Israel returns stolen sarcophagi to Egypt

Two ancient Egyptian sarcophagus covers were delivered to Cairo’s Egyptian Museum Tuesday after Israel confiscated them from smugglers and returned them to Egypt.

Antiquities Minister Khaled el-Anani said the colorful wooden covers, decorated with hieroglyphics and illustrations, were recovered after they went on sale in 2012 and arrived at the museum Tuesday following cooperation between the two countries and Interpol.

Last month, Israel handed over to Egypt two ancient Pharaonic sarcophagi, giving symbolic expression to the warming of ties between the two nations in recent years.

The rare sarcophagus lids were plundered from Egypt following the 2011 Arab Spring revolution, smuggled into Israel and held by Israeli authorities for four years.

The artifacts were found by Israel Antiquities Authority theft prevention agents at a dealer’s store in Jerusalem’s Old City in March 2012, but despite multiple requests by the Egyptian government they remained in climate-controlled storage in Jerusalem since their retrieval.

El-Anani said the covers will be restored and put on display in the Cairo museum or a new, Grand Museum currently under construction near the Giza Pyramids.

El-Anani said it is still unclear how the rare artifacts made their way to Israel, but that Egypt would continue to repatriate any antiquities that were taken from the country illegally.

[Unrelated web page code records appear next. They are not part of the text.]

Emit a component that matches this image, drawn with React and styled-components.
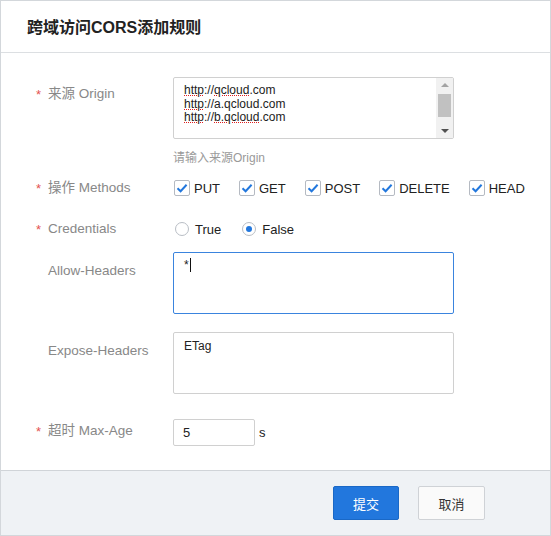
import React from "react";
import styled, { createGlobalStyle } from "styled-components";

const Global = createGlobalStyle`
  html, body { margin: 0; padding: 0; background: #fff; }
  body { font-family: "Liberation Sans", "Noto Sans CJK SC", sans-serif; }
  * { box-sizing: border-box; }
`;

const Dialog = styled.div`
  width: 551px;
  height: 536px;
  border: 1px solid #d3d7db;
  display: flex;
  flex-direction: column;
  background: #fff;
  color: #333;
`;

const Header = styled.div`
  height: 52px;
  flex: none;
  border-bottom: 1px solid #dcdfe2;
  display: flex;
  align-items: center;
  padding: 0 0 0 26px;
`;

const Title = styled.h1`
  margin: 0;
  font-size: 16px;
  font-weight: bold;
  color: #222;
  padding-bottom: 1px;
  font-family: "Liberation Sans", "Noto Sans CJK SC", sans-serif;
`;

const Body = styled.div`
  flex: 1;
  padding: 24px 0 0 0;
`;

const Row = styled.div`
  display: flex;
  align-items: ${(p) => p.$align || "flex-start"};
  margin-bottom: ${(p) => p.$mb || 0}px;
`;

const Label = styled.div`
  width: 172px;
  flex: none;
  padding-left: 47px;
  padding-top: ${(p) => p.$pt || 0}px;
  font-size: 13.5px;
  color: #888;
  position: relative;
  line-height: 16px;
`;

const Star = styled.span`
  position: absolute;
  left: 35px;
  top: ${(p) => (p.$pt || 0) + 1}px;
  color: #e45252;
  font-size: 13px;
`;

const Control = styled.div`
  display: flex;
  flex-direction: column;
`;

const Box = styled.div`
  position: relative;
  width: 281px;
  height: 62px;
  border: 1px solid ${(p) => (p.$focus ? "#3a84de" : "#d0d0d0")};
  border-radius: 2px;
  padding: ${(p) => p.$pt || 6}px 10px 0 10px;
  font-size: 12px;
  line-height: 13.5px;
  color: #222;
  background: #fff;
  overflow: hidden;
`;

const Line = styled.div`
  white-space: nowrap;
`;

const Spell = styled.span`
  text-decoration: underline dotted #e02020;
  text-decoration-thickness: 1px;
  text-underline-offset: 1px;
`;

const ScrollTrack = styled.div`
  position: absolute;
  top: 0;
  right: 0;
  bottom: 0;
  width: 17px;
  background: #f1f1f1;
  display: flex;
  flex-direction: column;
  align-items: center;
  justify-content: space-between;
  padding: 5px 0 5px;
`;

const Arrow = styled.div`
  width: 0;
  height: 0;
  border-left: 4px solid transparent;
  border-right: 4px solid transparent;
  ${(p) =>
    p.$down
      ? "border-top: 4px solid #505050;"
      : "border-bottom: 4px solid #a3a3a3;"}
`;

const Thumb = styled.div`
  position: absolute;
  left: 2px;
  right: 2px;
  top: 16px;
  height: 23px;
  background: #c1c1c1;
`;

const Hint = styled.div`
  margin-top: 11px;
  font-size: 12px;
  color: #9a9a9a;
  line-height: 16px;
`;

const Options = styled.div`
  display: flex;
  align-items: center;
  gap: ${(p) => p.$gap || 20}px;
  padding-left: 1px;
  height: 20px;
`;

const Option = styled.label`
  display: flex;
  align-items: center;
  gap: ${(p) => p.$gap || 4}px;
  font-size: 13px;
  color: #222;
`;

const CheckBox = styled.span`
  width: 16px;
  height: 16px;
  border: 1px solid #b5bac2;
  border-radius: 2px;
  background: #fff;
  display: flex;
  align-items: center;
  justify-content: center;
`;

const Radio = styled.span`
  width: 14px;
  height: 14px;
  border-radius: 50%;
  border: 1px solid #b9bec5;
  background: #fff;
  display: flex;
  align-items: center;
  justify-content: center;
  margin-left: 1px;
  &::after {
    content: "";
    width: 6px;
    height: 6px;
    border-radius: 50%;
    background: ${(p) => (p.$on ? "#2277dd" : "transparent")};
  }
`;

const Caret = styled.span`
  display: inline-block;
  width: 1px;
  height: 14px;
  background: #111;
  vertical-align: -3px;
  margin-left: 1px;
`;

const SmallInput = styled.div`
  width: 82px;
  height: 27px;
  border: 1px solid #d0d0d0;
  border-radius: 2px;
  padding: 0 9px;
  display: flex;
  align-items: center;
  font-size: 13px;
  color: #222;
`;

const Unit = styled.span`
  font-size: 13px;
  color: #222;
  margin-left: 4px;
  padding-top: 6px;
`;

const Footer = styled.div`
  flex: none;
  height: 65px;
  border-top: 1px solid #d0d4d8;
  background: #eff2f5;
  display: flex;
  justify-content: flex-end;
  align-items: flex-start;
  gap: 19px;
  padding: 15px 65px 0 0;
`;

const Button = styled.button`
  width: ${(p) => p.$w}px;
  height: 34px;
  border-radius: 2px;
  font-size: 13px;
  font-family: "Liberation Sans", "Noto Sans CJK SC", sans-serif;
  cursor: pointer;
  border: 1px solid ${(p) => (p.$primary ? "#1a68c6" : "#cfd2d6")};
  background: ${(p) => (p.$primary ? "#2277dd" : "#fafafa")};
  color: ${(p) => (p.$primary ? "#fff" : "#333")};
`;

const Check = () => (
  <svg width="12" height="10" viewBox="0 0 12 10">
    <path d="M1.5 5.2 L4.6 8.2 L10.6 1.8" fill="none" stroke="#2277dd" strokeWidth="2" />
  </svg>
);

const methods = ["PUT", "GET", "POST", "DELETE", "HEAD"];

export default function App() {
  return (
    <>
      <Global />
      <Dialog>
        <Header>
          <Title>跨域访问CORS添加规则</Title>
        </Header>
        <Body>
          <Row $mb={12}>
            <Label $pt={9}>
              <Star $pt={9}>*</Star>来源 Origin
            </Label>
            <Control>
              <Box $pt={6}>
                <Line>
                  <Spell>http</Spell>://<Spell>qcloud</Spell>.com
                </Line>
                <Line>
                  <Spell>http</Spell>://a.qcloud.com
                </Line>
                <Line>
                  <Spell>http</Spell>://<Spell>b.qcloud</Spell>.com
                </Line>
                <ScrollTrack>
                  <Arrow />
                  <Thumb />
                  <Arrow $down />
                </ScrollTrack>
              </Box>
              <Hint>请输入来源Origin</Hint>
            </Control>
          </Row>
          <Row $mb={21} $align="center">
            <Label $pt={0}>
              <Star $pt={0}>*</Star>操作 Methods
            </Label>
            <Options $gap={19}>
              {methods.map((m) => (
                <Option key={m}>
                  <CheckBox>
                    <Check />
                  </CheckBox>
                  {m}
                </Option>
              ))}
            </Options>
          </Row>
          <Row $mb={13} $align="center">
            <Label $pt={0}>
              <Star $pt={0}>*</Star>Credentials
            </Label>
            <Options $gap={20}>
              <Option $gap={6}>
                <Radio />
                True
              </Option>
              <Option $gap={6}>
                <Radio $on />
                False
              </Option>
            </Options>
          </Row>
          <Row $mb={18}>
            <Label $pt={11}>Allow-Headers</Label>
            <Box $focus $pt={5}>
              <Line>
                *<Caret />
              </Line>
            </Box>
          </Row>
          <Row $mb={25}>
            <Label $pt={11}>Expose-Headers</Label>
            <Box $pt={7}>
              <Line>ETag</Line>
            </Box>
          </Row>
          <Row>
            <Label $pt={4}>
              <Star $pt={4}>*</Star>超时 Max-Age
            </Label>
            <SmallInput>5</SmallInput>
            <Unit>s</Unit>
          </Row>
        </Body>
        <Footer>
          <Button $primary $w={66}>提交</Button>
          <Button $w={67}>取消</Button>
        </Footer>
      </Dialog>
    </>
  );
}
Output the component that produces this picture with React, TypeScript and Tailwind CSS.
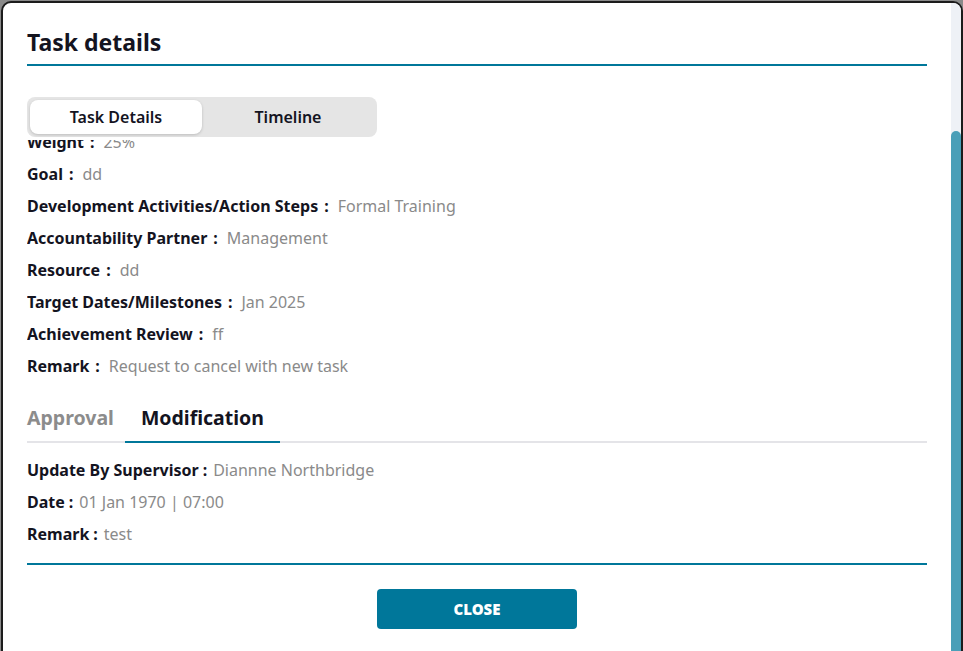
import React from 'react'

const font = { fontFamily: '"Noto Sans", "Open Sans", sans-serif' }

const detailRows = [
  { label: 'Weight', value: '25%' },
  { label: 'Goal', value: 'dd' },
  { label: 'Development Activities/Action Steps', value: 'Formal Training' },
  { label: 'Accountability Partner', value: 'Management' },
  { label: 'Resource', value: 'dd' },
  { label: 'Target Dates/Milestones', value: 'Jan 2025' },
  { label: 'Achievement Review', value: 'ff' },
  { label: 'Remark', value: 'Request to cancel with new task' },
]

const modRows = [
  { label: 'Update By Supervisor', value: 'Diannne Northbridge' },
  { label: 'Date', value: '01 Jan 1970 | 07:00' },
  { label: 'Remark', value: 'test' },
]

function Row({ label, value, wide }: { label: string; value: string; wide?: boolean }) {
  return (
    <div className="text-[16px] leading-[32px] whitespace-nowrap">
      <span className="font-bold text-[#14141f]">{label}</span>
      <span className={wide ? 'ml-[6px] mr-[9px] font-bold text-[#14141f]' : 'ml-[4px] mr-[6px] font-bold text-[#14141f]'}>:</span>
      <span className="text-[#8a8a8a]">{value}</span>
    </div>
  )
}

export default function App() {
  return (
    <div className="w-[963px] h-[651px] overflow-hidden bg-[#8a8a8a]" style={font}>
      <div className="ml-[1px] mt-[1px] w-[962px] h-[680px] border-2 border-[#1c1c1c] rounded-t-[10px] bg-white overflow-hidden flex">
        {/* Content */}
        <div className="flex-1 px-[24px]">
          {/* Header */}
          <div className="pt-[23px]">
            <h2 className="text-[23px] leading-[32px] font-bold text-[#14141f]">Task details</h2>
            <div className="mt-[6px] h-[2px] bg-[#00779a]"></div>
          </div>

          {/* Segmented tabs */}
          <div className="mt-[31px] w-[350px] h-[40px] p-[3px] rounded-[8px] bg-[#e5e5e5] grid grid-cols-2">
            <div className="rounded-[8px] bg-white shadow-[0_1px_3px_rgba(0,0,0,0.18)] flex items-center justify-center text-[16px] font-semibold text-[#14141f]">
              Task Details
            </div>
            <div className="flex items-center justify-center text-[16px] font-semibold text-[#14141f]">
              Timeline
            </div>
          </div>

          {/* Scrolled detail list */}
          <div className="mt-[3px] overflow-hidden">
            <div className="-mt-[14px]">
              {detailRows.map((r) => (
                <Row key={r.label} label={r.label} value={r.value} wide />
              ))}
            </div>
          </div>

          {/* Approval / Modification tabs */}
          <div className="mt-[22px] flex border-b-2 border-[#e4e4e8]">
            <div className="pr-[11px] pb-[9px] text-[19.5px] leading-[28px] font-bold text-[#8c8c8c]">Approval</div>
            <div className="px-[16px] pb-[7px] -mb-[2px] border-b-2 border-[#00779a] text-[19.5px] leading-[28px] font-bold text-[#14141f]">
              Modification
            </div>
          </div>

          <div className="mt-[11px]">
            {modRows.map((r) => (
              <Row key={r.label} label={r.label} value={r.value} />
            ))}
          </div>

          <div className="mt-[13px] h-[2px] bg-[#00779a]"></div>

          <div className="mt-[24px] flex justify-center">
            <button className="w-[200px] h-[40px] rounded-[4px] bg-[#00779a] text-white text-[15px] font-black">
              CLOSE
            </button>
          </div>
        </div>

        {/* Scrollbar */}
        <div className="w-[10px] bg-[#eef1f6] flex flex-col">
          <div className="mt-[128px] flex-1 rounded-t-full bg-[#4a9fb8]"></div>
        </div>
      </div>
    </div>
  )
}
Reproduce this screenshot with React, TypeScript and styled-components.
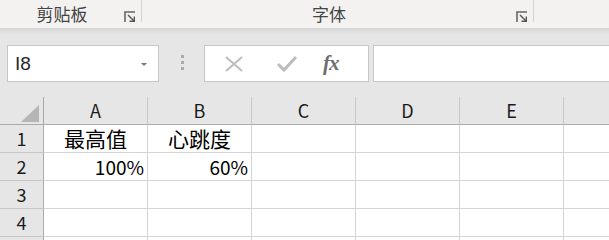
import React from 'react';
import styled, { createGlobalStyle } from 'styled-components';

const GlobalStyle = createGlobalStyle`
  html, body {
    margin: 0;
    padding: 0;
    background: #ffffff;
    overflow: hidden;
  }
  body {
    font-family: 'Noto Sans CJK SC', 'Liberation Sans', sans-serif;
  }
`;

const Page = styled.div`
  width: 609px;
  height: 240px;
  overflow: hidden;
  display: flex;
  flex-direction: column;
`;

/* ribbon group labels */

const Ribbon = styled.div`
  height: 28px;
  flex: none;
  display: flex;
  background: #f3f2f1;
`;

const RibbonGroup = styled.div<{ width: number }>`
  width: ${({ width }) => width}px;
  flex: none;
  display: flex;
  align-items: flex-start;
`;

const GroupLabel = styled.span`
  flex: 1;
  text-align: center;
  font-family: 'Noto Sans CJK SC', sans-serif;
  font-size: 17px;
  line-height: 30px;
  color: #444444;
  margin-top: -1px;
`;

const LauncherIcon = styled.svg`
  width: 12px;
  height: 12px;
  margin-top: 11px;
  margin-right: 5px;
  flex: none;
`;

const GroupSep = styled.div`
  width: 1px;
  height: 22px;
  background: #d2d2d2;
  flex: none;
`;

const Launcher = () => (
  <LauncherIcon viewBox="0 0 12 12">
    <polyline points="1,11 1,1 11,1" fill="none" stroke="#666" strokeWidth="1.6" />
    <line x1="4" y1="4" x2="10" y2="10" stroke="#555" strokeWidth="1.4" />
    <polyline points="5.5,10.3 10.3,10.3 10.3,5.5" fill="none" stroke="#555" strokeWidth="1.4" />
  </LauncherIcon>
);

/* formula bar */

const FormulaArea = styled.div`
  flex: none;
  height: 69px;
  background: linear-gradient(#d4d4d4 0px, #e2e2e2 4px, #e6e6e6 7px);
  padding: 17px 0 0 7px;
  box-sizing: border-box;
`;

const FormulaRow = styled.div`
  height: 37px;
  display: flex;
  align-items: stretch;
`;

const Field = styled.div<{ width?: number }>`
  ${({ width }) => (width ? `width: ${width}px; flex: none;` : 'flex: 1;')}
  box-sizing: border-box;
  border: 1px solid #c6c6c6;
  border-right-width: ${({ width }) => (width ? 1 : 0)}px;
  background: #ffffff;
  display: flex;
  align-items: center;
`;

const NameText = styled.span`
  flex: 1;
  padding-left: 7px;
  font-family: 'Liberation Sans', sans-serif;
  font-size: 19px;
  color: #262626;
`;

const DropArrow = styled.span`
  width: 0;
  height: 0;
  border-left: 3px solid transparent;
  border-right: 3px solid transparent;
  border-top: 3px solid #777777;
  margin-right: 11px;
  margin-top: 1px;
`;

const Grip = styled.div`
  width: 45px;
  flex: none;
  display: flex;
  flex-direction: column;
  align-items: center;
  padding-top: 10px;
  gap: 3px;
  box-sizing: border-box;
  padding-left: 1px;
`;

const GripDot = styled.span`
  width: 3px;
  height: 3px;
  background: #a9a9a9;
`;

const ActionIcon = styled.svg`
  width: 22px;
  height: 20px;
  flex: none;
`;

const Fx = styled.span`
  font-family: 'Liberation Serif', serif;
  font-style: italic;
  font-weight: bold;
  font-size: 21px;
  color: #6e6e6e;
  letter-spacing: -1px;
  margin-left: 25px;
`;

const Gap = styled.div<{ width: number }>`
  width: ${({ width }) => width}px;
  flex: none;
`;

/* sheet grid */

const Sheet = styled.div`
  display: grid;
  grid-template-columns: 44px repeat(6, 104px);
  grid-auto-rows: 28px;
`;

const HeadCell = styled.div<{ corner?: boolean; rowHead?: boolean }>`
  box-sizing: border-box;
  background: #e6e6e6;
  border-right: 1px solid ${({ rowHead, corner }) => (rowHead || corner ? '#ababab' : '#c8c8c8')};
  border-bottom: 1px solid ${({ rowHead }) => (rowHead ? '#c8c8c8' : '#ababab')};
  font-size: 18px;
  line-height: 27px;
  color: #1a1a1a;
  text-align: center;
  position: relative;
`;

const CornerMark = styled.svg`
  position: absolute;
  right: 4px;
  bottom: 2px;
  width: 18px;
  height: 17px;
`;

const Cell = styled.div<{ align?: 'left' | 'center' | 'right'; size?: number }>`
  box-sizing: border-box;
  background: #ffffff;
  border-right: 1px solid #d4d4d4;
  border-bottom: 1px solid #d4d4d4;
  font-size: ${({ size }) => size ?? 19}px;
  line-height: 27px;
  color: #000000;
  text-align: ${({ align }) => align ?? 'left'};
  padding: 0 3px;
  white-space: nowrap;
`;

// column F and row 5 only peek in at the edges, their labels are out of view
const columns = ['A', 'B', 'C', 'D', 'E', 'F'];
const rows = [1, 2, 3, 4, 5];
const visibleLetter = (c: string) => (c === 'F' ? '' : c);
const visibleRow = (r: number) => (r === 5 ? '' : r);

type CellData = { text: string; align: 'center' | 'right'; size: number };

const data: Record<number, Record<string, CellData>> = {
  1: {
    A: { text: '最高值', align: 'center', size: 21 },
    B: { text: '心跳度', align: 'center', size: 21 },
  },
  2: {
    A: { text: '100%', align: 'right', size: 19 },
    B: { text: '60%', align: 'right', size: 19 },
  },
};

export default function App() {
  return (
    <Page>
      <GlobalStyle />
      <Ribbon>
        <RibbonGroup width={141}>
          <GroupLabel>剪贴板</GroupLabel>
          <Launcher />
        </RibbonGroup>
        <GroupSep />
        <RibbonGroup width={391}>
          <GroupLabel>字体</GroupLabel>
          <Launcher />
        </RibbonGroup>
        <GroupSep />
      </Ribbon>

      <FormulaArea>
        <FormulaRow>
          <Field width={152}>
            <NameText>I8</NameText>
            <DropArrow />
          </Field>
          <Grip>
            <GripDot />
            <GripDot />
            <GripDot />
          </Grip>
          <Field width={165}>
            <Gap width={18} />
            <ActionIcon viewBox="0 0 22 20">
              <path d="M3 3 L19 17 M19 3 L3 17" stroke="#bdbdbd" strokeWidth="2" fill="none" />
            </ActionIcon>
            <Gap width={31} />
            <ActionIcon viewBox="0 0 22 20">
              <path d="M2 10 L8 16 L20 3" stroke="#bdbdbd" strokeWidth="3" fill="none" />
            </ActionIcon>
            <Fx>fx</Fx>
          </Field>
          <Gap width={4} />
          <Field />
        </FormulaRow>
      </FormulaArea>

      <Sheet>
        <HeadCell corner>
          <CornerMark viewBox="0 0 18 17">
            <polygon points="18,0 18,17 0,17" fill="#b5b5b5" />
          </CornerMark>
        </HeadCell>
        {columns.map((c) => (
          <HeadCell key={c}>{visibleLetter(c)}</HeadCell>
        ))}
        {rows.map((r) => (
          <React.Fragment key={r}>
            <HeadCell rowHead>{visibleRow(r)}</HeadCell>
            {columns.map((c) => {
              const d = data[r]?.[c];
              return (
                <Cell key={c} align={d?.align} size={d?.size}>
                  {d?.text}
                </Cell>
              );
            })}
          </React.Fragment>
        ))}
      </Sheet>
    </Page>
  );
}
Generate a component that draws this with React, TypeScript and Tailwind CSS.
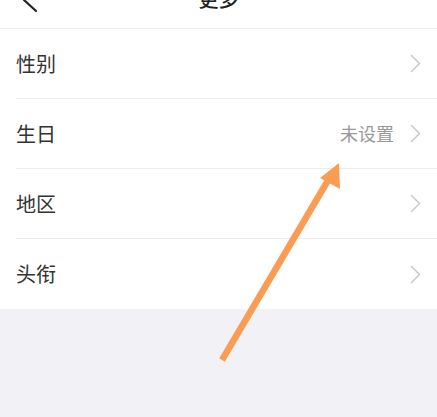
const rows = [
  { label: '性别', value: '' },
  { label: '生日', value: '未设置' },
  { label: '地区', value: '' },
  { label: '头衔', value: '' },
]

function Chevron() {
  return (
    <svg width="11" height="19" viewBox="0 0 11 19" className="shrink-0">
      <path d="M1.5 1.5 L9.5 9.5 L1.5 17.5" fill="none" stroke="#c8c8c8" strokeWidth="1.5" strokeLinecap="round" strokeLinejoin="round" />
    </svg>
  )
}

export default function App() {
  return (
    <div
      className="relative w-[437px] h-[417px] overflow-hidden bg-[#f2f2f6]"
      style={{ fontFamily: '"Noto Sans CJK SC", "Noto Sans", sans-serif' }}
    >
      {/* Header (top cut off) */}
      <div className="relative h-[29px] overflow-hidden bg-white border-b border-[#ececec]">
        <div className="-mt-[30px] h-[58px] flex items-center justify-center">
          <span className="text-[20px] font-medium text-[#222]">更多</span>
        </div>
        <svg className="absolute left-[18px] -top-[14px]" width="24" height="28" viewBox="0 0 24 28">
          <path d="M19 2 L6 14 L18 25" fill="none" stroke="#222" strokeWidth="2.2" strokeLinecap="round" strokeLinejoin="round" />
        </svg>
      </div>

      {/* List */}
      <div className="bg-white pl-4">
        {rows.map((r, i) => (
          <div
            key={r.label}
            className={`h-[70px] flex items-center pr-[16px] ${i < rows.length - 1 ? 'border-b border-[#ececec]' : ''}`}
          >
            <span className="flex-1 text-[20px] text-[#333]">{r.label}</span>
            {r.value && <span className="mr-[16px] text-[18px] text-[#999]">{r.value}</span>}
            <Chevron />
          </div>
        ))}
      </div>

      {/* Annotation arrow */}
      <svg className="absolute left-0 top-0 pointer-events-none" width="437" height="417">
        <line x1="222" y1="360" x2="330" y2="177" stroke="#fb9c55" strokeWidth="6.5" strokeLinecap="butt" />
        <polygon points="339,163 340,189 320,178" fill="#fb9c55" />
      </svg>
    </div>
  )
}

With their handover to Egypt, Foreign Ministry Director-General Dore Gold “expressed the hope that the handing over of these ancient items can be a precursor to further bilateral cooperation in the field of historical heritage, as well as in other fields of mutual interest, to the benefit of both countries.”

Egyptian Ambassador to Israel Hazem Khairat said that Egypt “appreciates the efforts made by the Israeli authorities to return these smuggled antiquities to their country of origin, Egypt, and is looking forward to the return of the rest of smuggled antiquities found in Israel,” according to a statement released to the press.

The wooden sarcophagi are coated with plaster and decorated with hieroglyphics and brilliant illustrations.

Carbon-14 dating determined that one sarcophagus is 3,600 to 3,400 years old, from the Late Bronze Age 18th Dynasty, and the second is around 3,000 years old, and from the Iron Age.

The Israel Antiquities Authority said in a statement following their confiscation that the sarcophagi were cut in half in order to fit them into suitcases, causing “irreparable damage.”